Williams review will remain a thing of mystery
While the Oakervee report has been deliberately leaked by government sources, I understand the Williams review, commissioned as a result of the debacle on the network following the May 2018 timetable changes, will never see the light of day. Instead, we will get a fully fledged White Paper (which shows the government’s intentions and is the basis of legislation) early in the New Year, though of course that might change if the Tories do not get back into power. Further discussions within Whitehall may reduce the status of the paper to Green Paper, which is the basis of consultation, but a White Paper was the preferred option at the time Parliament was dissolved.
The rationale behind not publishing the review is that it would lead to rows over the difference between Williams and the subsequent White Paper and therefore would cause embarrassment to ministers.
As widely expected, this will suggest the establishment of a national body that will be responsible for all aspects of rail policy development and strategy. However, the name has not yet been decided (Rail UK is not possible since it does not cover the whole of the UK) and its precise functions, notably its relationship with Network Rail remain open for discussion.
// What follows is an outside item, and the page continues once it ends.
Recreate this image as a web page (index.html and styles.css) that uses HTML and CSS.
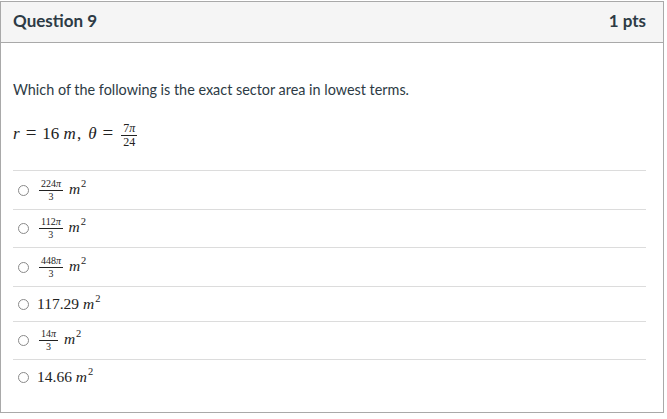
FILE: index.html
```html
<!DOCTYPE html>
<html>
<head>
<meta charset="utf-8">
<link rel="stylesheet" href="styles.css">
</head>
<body>
<div class="card">
  <div class="header">
    <span class="title">Question 9</span>
    <span class="pts">1 pts</span>
  </div>
  <div class="body">
    <p class="prompt">Which of the following is the exact sector area in lowest terms.</p>
    <p class="math given"><i>r</i><span class="rel">=</span>16 <i class="m">m</i>,<span class="sp"></span><i>θ</i><span class="rel">=</span><span class="frac big"><span class="num">7<i>π</i></span><span class="den">24</span></span></p>
    <div class="answers">
      <div class="answer"><span class="radio"></span><span class="math"><span class="frac"><span class="num">224<i>π</i></span><span class="den">3</span></span> <i class="m">m</i><sup>2</sup></span></div>
      <div class="answer a2"><span class="radio"></span><span class="math"><span class="frac"><span class="num">112<i>π</i></span><span class="den">3</span></span> <i class="m">m</i><sup>2</sup></span></div>
      <div class="answer"><span class="radio"></span><span class="math"><span class="frac"><span class="num">448<i>π</i></span><span class="den">3</span></span> <i class="m">m</i><sup>2</sup></span></div>
      <div class="answer plain"><span class="radio"></span><span class="math">117.29 <i class="m">m</i><sup>2</sup></span></div>
      <div class="answer a5"><span class="radio"></span><span class="math"><span class="frac"><span class="num">14<i>π</i></span><span class="den">3</span></span> <i class="m">m</i><sup>2</sup></span></div>
      <div class="answer plain"><span class="radio"></span><span class="math">14.66 <i class="m">m</i><sup>2</sup></span></div>
    </div>
  </div>
</div>
</body>
</html>
```
FILE: styles.css
```css
* { box-sizing: border-box; }
html, body { margin: 0; padding: 0; background: #fff; }
body { font-family: Lato, "Liberation Sans", sans-serif; color: #2d3b45; }
.card {
  width: 664px;
  height: 412px;
  margin-top: 1px;
  border: 1px solid #a9a9a9;
}
.header {
  height: 41px;
  display: flex;
  align-items: flex-start;
  justify-content: space-between;
  padding: 9px 17px 0 12px;
  background: #f5f5f5;
  border-bottom: 1px solid #a9a9a9;
  font-weight: bold;
  font-size: 17px;
  line-height: 20px;
}
.body { padding: 0 17px 0 12px; }
.prompt {
  margin: 37px 0 0 0;
  font-size: 14.4px;
  line-height: 20px;
}
.math {
  font-family: "Liberation Serif", "DejaVu Serif", serif;
  font-size: 15.5px;
  color: #222;
}
.math i { font-style: italic; }
.math .m { letter-spacing: 1px; }
.given { margin: 19px 0 0 0; line-height: 28px; font-size: 17px; }
.rel { margin: 0 6px; font-size: 19px; }
.sp { display: inline-block; width: 7px; }
.frac {
  display: inline-flex;
  flex-direction: column;
  align-items: center;
  vertical-align: middle;
  font-size: 10px;
  line-height: 10px;
  margin: 0 2px;
}
.frac .num { border-bottom: 1px solid #222; padding: 0 2px 1px; }
.frac .den { padding-top: 1px; }
.frac.big { font-size: 12px; line-height: 11px; }
sup { font-size: 10.5px; vertical-align: 7px; line-height: 0; }
.answers { margin-top: 22px; }
.answer {
  display: flex;
  align-items: center;
  border-top: 1px solid #dcdcdc;
  height: 39px;
}
.answer.a2 { height: 38px; }
.answer.plain { height: 35px; }
.answer.a5 { height: 38px; }
.radio {
  width: 11px;
  height: 11px;
  border: 1px solid #8a8a8a;
  border-radius: 50%;
  margin: 0 8px 0 5px;
  flex: none;
}
```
There will be a new form of contract that will replace franchises, but again, it is difficult to see how this will resolve the perennial problem over risk transfer – if the private sector does not take the revenue risk, what is the point of contracting out, apart from avoiding the risk of industrial action? Of course, if the Tories do not get their expected majority, then all bets are off. A Corbyn-led government would use the process to issue a very different kind of White Paper with renationalisation at the heart of it. And, according to Mystic Wolmar, even if the Tories win, Grant Shapps will go off to better things than Transport, so we will have our third minister within a year. Do note that Mystic, in this year’s predictions, had already said that Grayling would not be in office by the end of the year, so he got that one right.